The following are some important points about Non-Clustered Indexes:
- Clustered Indexes are only the logical order of the index. In other words, a Clustered Index contains a key and the value of the row but a Non-Clustered Index only contains a key and a pointer to the row.
- If a Clustered Index exists on the table, the Non-Clustered Index instead of Row_Id as the key is used for the Clustered Index's key as a row locator.
- It is only useful when the column contains repeated data.
- For indexes covering multiple columns, the order of the columns in the index is important. The best practice is to use the column with the lowest cardinality first and the column with the highest cardinality last. Recall that cardinality means the number of distinct values for that column.
Difference B/w Clustered and Non-Clustered Index
- A Clustered Index is a physical ordering of the data but a Non-Clustered Index is a logical ordering of the data (more like a pointer to the data).
- A table has only one Clustered Index but a table can have one or more Non-Clustered Indexes.
- Clustered Indexes are used when the data is unique but a Non-Clustered Index can work with clustered and Non-Clustered Indexes.
- Data in a Clustered Index is always sorted but for Non-Clustered Indexes that is not necessary. We can see it in the following example.
Image Reference GoogleLet us see an important scenario.
What will be happen if we already have a Primary Key for the table and we add a new Clustered Index to the table?
Answer:
In the preceding example we can see that we have a primary key in the table.

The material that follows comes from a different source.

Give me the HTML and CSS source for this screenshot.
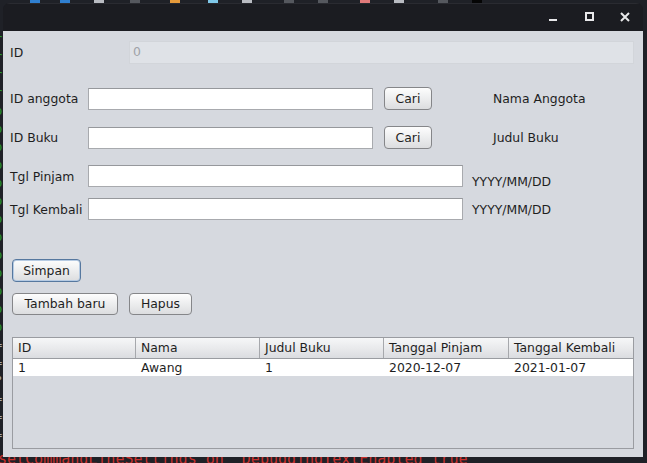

Now if we add a new Clustered Index to the table then it will throw an error.
According to this error we cannot create more than one Clustered Index on a table.
What will happen if we already have a Clustered Index Key in the table and we add a Primary Key to the table?
Answer:
The preceding image shows that we have a Clustered Index in the table. Now we add a primary key.
- Alter table Employee_Detail
- add Constraint Priamy_Key primary Key(Emp_Name)
OutputAccording to the preceding image if we already have a Clustered Index in the table and we are adding a Primary Key to the table then this Primary Key will generate a Non-Clustered Index.